== Given instruction ==
Word for word, give the material below again, minus any images.

== Collected data ==

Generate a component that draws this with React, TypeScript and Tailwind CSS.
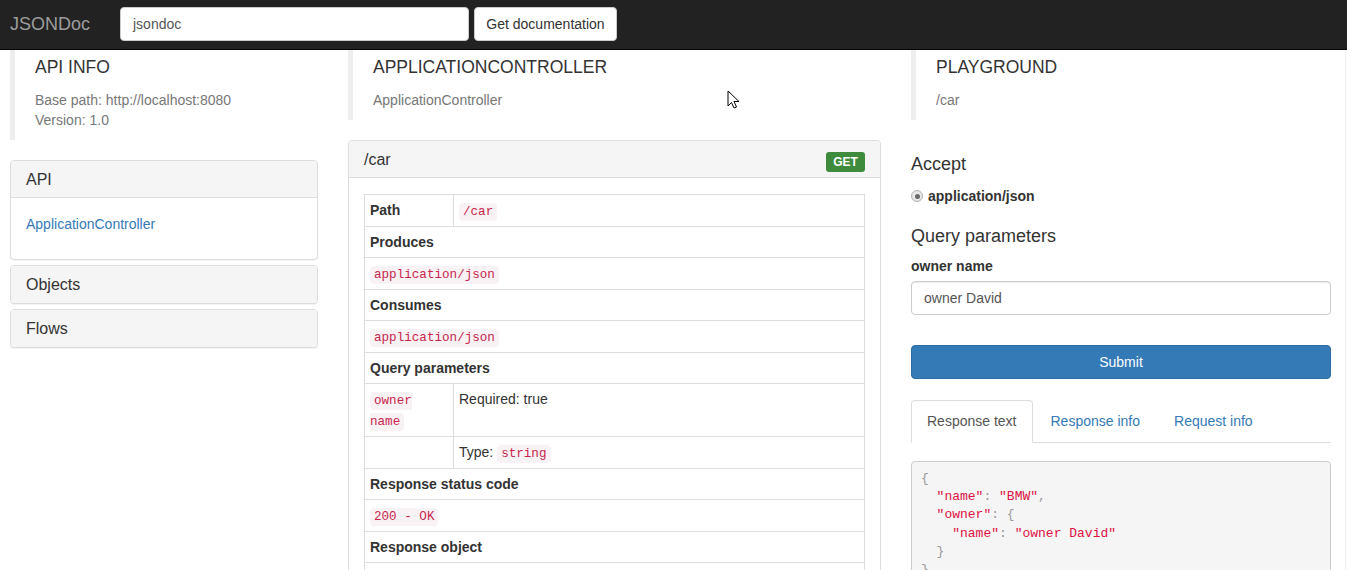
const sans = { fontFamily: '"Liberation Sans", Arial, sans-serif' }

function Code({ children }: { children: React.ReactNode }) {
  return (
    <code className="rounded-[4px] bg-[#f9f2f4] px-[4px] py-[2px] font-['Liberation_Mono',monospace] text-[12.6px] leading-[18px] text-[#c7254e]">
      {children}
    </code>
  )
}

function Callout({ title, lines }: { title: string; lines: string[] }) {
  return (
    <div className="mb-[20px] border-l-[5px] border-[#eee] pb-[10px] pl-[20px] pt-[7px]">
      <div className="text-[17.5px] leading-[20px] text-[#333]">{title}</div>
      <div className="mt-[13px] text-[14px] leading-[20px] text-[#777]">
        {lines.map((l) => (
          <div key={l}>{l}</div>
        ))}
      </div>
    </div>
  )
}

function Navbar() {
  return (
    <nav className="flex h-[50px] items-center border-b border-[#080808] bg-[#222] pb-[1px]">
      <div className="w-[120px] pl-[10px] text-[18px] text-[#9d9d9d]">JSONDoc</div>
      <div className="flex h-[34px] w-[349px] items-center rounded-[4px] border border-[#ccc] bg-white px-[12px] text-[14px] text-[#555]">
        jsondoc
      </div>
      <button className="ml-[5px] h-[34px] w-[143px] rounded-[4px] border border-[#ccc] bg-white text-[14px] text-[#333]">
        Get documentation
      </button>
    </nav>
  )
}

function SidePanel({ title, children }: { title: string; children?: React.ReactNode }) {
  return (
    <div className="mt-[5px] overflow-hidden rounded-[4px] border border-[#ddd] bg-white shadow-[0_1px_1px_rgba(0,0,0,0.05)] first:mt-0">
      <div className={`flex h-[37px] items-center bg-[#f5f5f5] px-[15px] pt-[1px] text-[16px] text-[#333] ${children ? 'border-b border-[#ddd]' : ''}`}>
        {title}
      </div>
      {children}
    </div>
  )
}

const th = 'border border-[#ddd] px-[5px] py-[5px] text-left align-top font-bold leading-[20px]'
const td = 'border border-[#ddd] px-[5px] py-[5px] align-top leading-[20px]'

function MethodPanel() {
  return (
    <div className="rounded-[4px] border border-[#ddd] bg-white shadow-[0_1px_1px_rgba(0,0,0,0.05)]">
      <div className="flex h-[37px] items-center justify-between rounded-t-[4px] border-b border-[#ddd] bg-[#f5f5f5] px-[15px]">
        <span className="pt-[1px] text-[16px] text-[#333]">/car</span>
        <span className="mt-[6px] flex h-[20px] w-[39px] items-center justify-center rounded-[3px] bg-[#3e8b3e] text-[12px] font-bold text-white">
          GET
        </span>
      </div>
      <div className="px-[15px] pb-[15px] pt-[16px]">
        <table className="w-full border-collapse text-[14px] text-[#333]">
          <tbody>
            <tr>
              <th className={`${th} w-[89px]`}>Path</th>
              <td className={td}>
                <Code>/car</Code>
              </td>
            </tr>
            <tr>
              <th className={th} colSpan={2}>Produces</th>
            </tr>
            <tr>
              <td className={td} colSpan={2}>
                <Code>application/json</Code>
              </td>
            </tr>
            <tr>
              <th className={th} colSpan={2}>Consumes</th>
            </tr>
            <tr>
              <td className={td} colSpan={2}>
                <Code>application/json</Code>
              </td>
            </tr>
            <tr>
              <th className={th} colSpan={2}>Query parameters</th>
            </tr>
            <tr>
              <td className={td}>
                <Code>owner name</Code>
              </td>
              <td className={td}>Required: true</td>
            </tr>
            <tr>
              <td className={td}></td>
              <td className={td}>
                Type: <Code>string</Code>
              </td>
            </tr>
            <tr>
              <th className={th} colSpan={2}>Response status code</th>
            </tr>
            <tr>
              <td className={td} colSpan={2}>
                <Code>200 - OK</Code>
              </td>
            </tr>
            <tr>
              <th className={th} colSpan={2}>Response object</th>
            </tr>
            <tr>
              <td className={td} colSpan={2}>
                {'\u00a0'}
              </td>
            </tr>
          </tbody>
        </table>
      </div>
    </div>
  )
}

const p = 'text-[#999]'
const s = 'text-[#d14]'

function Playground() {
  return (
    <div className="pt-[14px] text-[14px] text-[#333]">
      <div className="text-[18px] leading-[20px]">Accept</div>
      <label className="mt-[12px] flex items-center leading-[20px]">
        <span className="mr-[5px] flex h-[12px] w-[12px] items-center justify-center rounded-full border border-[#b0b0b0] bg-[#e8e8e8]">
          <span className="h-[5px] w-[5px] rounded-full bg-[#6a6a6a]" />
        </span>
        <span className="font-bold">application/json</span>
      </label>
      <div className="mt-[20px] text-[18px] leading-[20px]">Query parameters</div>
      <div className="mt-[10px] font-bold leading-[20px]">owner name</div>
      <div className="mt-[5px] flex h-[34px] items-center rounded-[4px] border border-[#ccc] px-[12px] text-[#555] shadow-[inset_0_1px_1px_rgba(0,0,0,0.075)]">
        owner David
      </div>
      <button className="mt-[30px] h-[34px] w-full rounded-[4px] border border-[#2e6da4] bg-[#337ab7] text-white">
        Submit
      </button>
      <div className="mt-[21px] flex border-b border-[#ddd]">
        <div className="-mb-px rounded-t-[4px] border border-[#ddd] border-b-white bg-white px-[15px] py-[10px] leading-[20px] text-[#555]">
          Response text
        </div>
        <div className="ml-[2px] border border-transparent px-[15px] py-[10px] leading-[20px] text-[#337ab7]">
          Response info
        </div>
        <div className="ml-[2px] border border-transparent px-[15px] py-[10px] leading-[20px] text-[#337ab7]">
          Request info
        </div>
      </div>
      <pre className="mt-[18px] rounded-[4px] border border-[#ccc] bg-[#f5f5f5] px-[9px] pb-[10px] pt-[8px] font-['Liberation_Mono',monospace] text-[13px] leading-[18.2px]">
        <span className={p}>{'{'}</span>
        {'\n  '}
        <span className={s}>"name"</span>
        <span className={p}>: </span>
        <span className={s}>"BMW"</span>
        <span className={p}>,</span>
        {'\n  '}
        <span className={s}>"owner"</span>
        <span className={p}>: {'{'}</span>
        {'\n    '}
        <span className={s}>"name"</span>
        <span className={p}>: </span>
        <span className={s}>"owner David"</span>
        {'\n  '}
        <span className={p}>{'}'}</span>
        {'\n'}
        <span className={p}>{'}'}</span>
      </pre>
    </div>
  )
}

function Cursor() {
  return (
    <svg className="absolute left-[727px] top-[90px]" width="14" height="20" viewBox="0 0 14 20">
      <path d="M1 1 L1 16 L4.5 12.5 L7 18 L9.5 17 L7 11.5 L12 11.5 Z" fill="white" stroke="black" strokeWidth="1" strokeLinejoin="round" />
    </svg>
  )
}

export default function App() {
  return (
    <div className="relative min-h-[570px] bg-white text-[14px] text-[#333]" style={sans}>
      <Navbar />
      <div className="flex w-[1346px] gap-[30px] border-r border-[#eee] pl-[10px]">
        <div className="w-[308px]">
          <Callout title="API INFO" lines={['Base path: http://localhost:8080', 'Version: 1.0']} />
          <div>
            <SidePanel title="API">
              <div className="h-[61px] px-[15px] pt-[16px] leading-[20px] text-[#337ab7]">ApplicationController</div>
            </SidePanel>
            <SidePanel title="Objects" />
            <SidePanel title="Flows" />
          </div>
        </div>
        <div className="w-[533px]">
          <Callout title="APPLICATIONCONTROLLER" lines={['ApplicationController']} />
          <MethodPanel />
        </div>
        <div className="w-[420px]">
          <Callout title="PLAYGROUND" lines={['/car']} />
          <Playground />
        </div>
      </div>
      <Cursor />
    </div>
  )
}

== Full output ==
Generate a component that draws this with React, TypeScript and Tailwind CSS.
const sans = { fontFamily: '"Liberation Sans", Arial, sans-serif' }

function Code({ children }: { children: React.ReactNode }) {
  return (
    <code className="rounded-[4px] bg-[#f9f2f4] px-[4px] py-[2px] font-['Liberation_Mono',monospace] text-[12.6px] leading-[18px] text-[#c7254e]">
      {children}
    </code>
  )
}

function Callout({ title, lines }: { title: string; lines: string[] }) {
  return (
    <div className="mb-[20px] border-l-[5px] border-[#eee] pb-[10px] pl-[20px] pt-[7px]">
      <div className="text-[17.5px] leading-[20px] text-[#333]">{title}</div>
      <div className="mt-[13px] text-[14px] leading-[20px] text-[#777]">
        {lines.map((l) => (
          <div key={l}>{l}</div>
        ))}
      </div>
    </div>
  )
}

function Navbar() {
  return (
    <nav className="flex h-[50px] items-center border-b border-[#080808] bg-[#222] pb-[1px]">
      <div className="w-[120px] pl-[10px] text-[18px] text-[#9d9d9d]">JSONDoc</div>
      <div className="flex h-[34px] w-[349px] items-center rounded-[4px] border border-[#ccc] bg-white px-[12px] text-[14px] text-[#555]">
        jsondoc
      </div>
      <button className="ml-[5px] h-[34px] w-[143px] rounded-[4px] border border-[#ccc] bg-white text-[14px] text-[#333]">
        Get documentation
      </button>
    </nav>
  )
}

function SidePanel({ title, children }: { title: string; children?: React.ReactNode }) {
  return (
    <div className="mt-[5px] overflow-hidden rounded-[4px] border border-[#ddd] bg-white shadow-[0_1px_1px_rgba(0,0,0,0.05)] first:mt-0">
      <div className={`flex h-[37px] items-center bg-[#f5f5f5] px-[15px] pt-[1px] text-[16px] text-[#333] ${children ? 'border-b border-[#ddd]' : ''}`}>
        {title}
      </div>
      {children}
    </div>
  )
}

const th = 'border border-[#ddd] px-[5px] py-[5px] text-left align-top font-bold leading-[20px]'
const td = 'border border-[#ddd] px-[5px] py-[5px] align-top leading-[20px]'

function MethodPanel() {
  return (
    <div className="rounded-[4px] border border-[#ddd] bg-white shadow-[0_1px_1px_rgba(0,0,0,0.05)]">
      <div className="flex h-[37px] items-center justify-between rounded-t-[4px] border-b border-[#ddd] bg-[#f5f5f5] px-[15px]">
        <span className="pt-[1px] text-[16px] text-[#333]">/car</span>
        <span className="mt-[6px] flex h-[20px] w-[39px] items-center justify-center rounded-[3px] bg-[#3e8b3e] text-[12px] font-bold text-white">
          GET
        </span>
      </div>
      <div className="px-[15px] pb-[15px] pt-[16px]">
        <table className="w-full border-collapse text-[14px] text-[#333]">
          <tbody>
            <tr>
              <th className={`${th} w-[89px]`}>Path</th>
              <td className={td}>
                <Code>/car</Code>
              </td>
            </tr>
            <tr>
              <th className={th} colSpan={2}>Produces</th>
            </tr>
            <tr>
              <td className={td} colSpan={2}>
                <Code>application/json</Code>
              </td>
            </tr>
            <tr>
              <th className={th} colSpan={2}>Consumes</th>
            </tr>
            <tr>
              <td className={td} colSpan={2}>
                <Code>application/json</Code>
              </td>
            </tr>
            <tr>
              <th className={th} colSpan={2}>Query parameters</th>
            </tr>
            <tr>
              <td className={td}>
                <Code>owner name</Code>
              </td>
              <td className={td}>Required: true</td>
            </tr>
            <tr>
              <td className={td}></td>
              <td className={td}>
                Type: <Code>string</Code>
              </td>
            </tr>
            <tr>
              <th className={th} colSpan={2}>Response status code</th>
            </tr>
            <tr>
              <td className={td} colSpan={2}>
                <Code>200 - OK</Code>
              </td>
            </tr>
            <tr>
              <th className={th} colSpan={2}>Response object</th>
            </tr>
            <tr>
              <td className={td} colSpan={2}>
                {'\u00a0'}
              </td>
            </tr>
          </tbody>
        </table>
      </div>
    </div>
  )
}

const p = 'text-[#999]'
const s = 'text-[#d14]'

function Playground() {
  return (
    <div className="pt-[14px] text-[14px] text-[#333]">
      <div className="text-[18px] leading-[20px]">Accept</div>
      <label className="mt-[12px] flex items-center leading-[20px]">
        <span className="mr-[5px] flex h-[12px] w-[12px] items-center justify-center rounded-full border border-[#b0b0b0] bg-[#e8e8e8]">
          <span className="h-[5px] w-[5px] rounded-full bg-[#6a6a6a]" />
        </span>
        <span className="font-bold">application/json</span>
      </label>
      <div className="mt-[20px] text-[18px] leading-[20px]">Query parameters</div>
      <div className="mt-[10px] font-bold leading-[20px]">owner name</div>
      <div className="mt-[5px] flex h-[34px] items-center rounded-[4px] border border-[#ccc] px-[12px] text-[#555] shadow-[inset_0_1px_1px_rgba(0,0,0,0.075)]">
        owner David
      </div>
      <button className="mt-[30px] h-[34px] w-full rounded-[4px] border border-[#2e6da4] bg-[#337ab7] text-white">
        Submit
      </button>
      <div className="mt-[21px] flex border-b border-[#ddd]">
        <div className="-mb-px rounded-t-[4px] border border-[#ddd] border-b-white bg-white px-[15px] py-[10px] leading-[20px] text-[#555]">
          Response text
        </div>
        <div className="ml-[2px] border border-transparent px-[15px] py-[10px] leading-[20px] text-[#337ab7]">
          Response info
        </div>
        <div className="ml-[2px] border border-transparent px-[15px] py-[10px] leading-[20px] text-[#337ab7]">
          Request info
        </div>
      </div>
      <pre className="mt-[18px] rounded-[4px] border border-[#ccc] bg-[#f5f5f5] px-[9px] pb-[10px] pt-[8px] font-['Liberation_Mono',monospace] text-[13px] leading-[18.2px]">
        <span className={p}>{'{'}</span>
        {'\n  '}
        <span className={s}>"name"</span>
        <span className={p}>: </span>
        <span className={s}>"BMW"</span>
        <span className={p}>,</span>
        {'\n  '}
        <span className={s}>"owner"</span>
        <span className={p}>: {'{'}</span>
        {'\n    '}
        <span className={s}>"name"</span>
        <span className={p}>: </span>
        <span className={s}>"owner David"</span>
        {'\n  '}
        <span className={p}>{'}'}</span>
        {'\n'}
        <span className={p}>{'}'}</span>
      </pre>
    </div>
  )
}

function Cursor() {
  return (
    <svg className="absolute left-[727px] top-[90px]" width="14" height="20" viewBox="0 0 14 20">
      <path d="M1 1 L1 16 L4.5 12.5 L7 18 L9.5 17 L7 11.5 L12 11.5 Z" fill="white" stroke="black" strokeWidth="1" strokeLinejoin="round" />
    </svg>
  )
}

export default function App() {
  return (
    <div className="relative min-h-[570px] bg-white text-[14px] text-[#333]" style={sans}>
      <Navbar />
      <div className="flex w-[1346px] gap-[30px] border-r border-[#eee] pl-[10px]">
        <div className="w-[308px]">
          <Callout title="API INFO" lines={['Base path: http://localhost:8080', 'Version: 1.0']} />
          <div>
            <SidePanel title="API">
              <div className="h-[61px] px-[15px] pt-[16px] leading-[20px] text-[#337ab7]">ApplicationController</div>
            </SidePanel>
            <SidePanel title="Objects" />
            <SidePanel title="Flows" />
          </div>
        </div>
        <div className="w-[533px]">
          <Callout title="APPLICATIONCONTROLLER" lines={['ApplicationController']} />
          <MethodPanel />
        </div>
        <div className="w-[420px]">
          <Callout title="PLAYGROUND" lines={['/car']} />
          <Playground />
        </div>
      </div>
      <Cursor />
    </div>
  )
}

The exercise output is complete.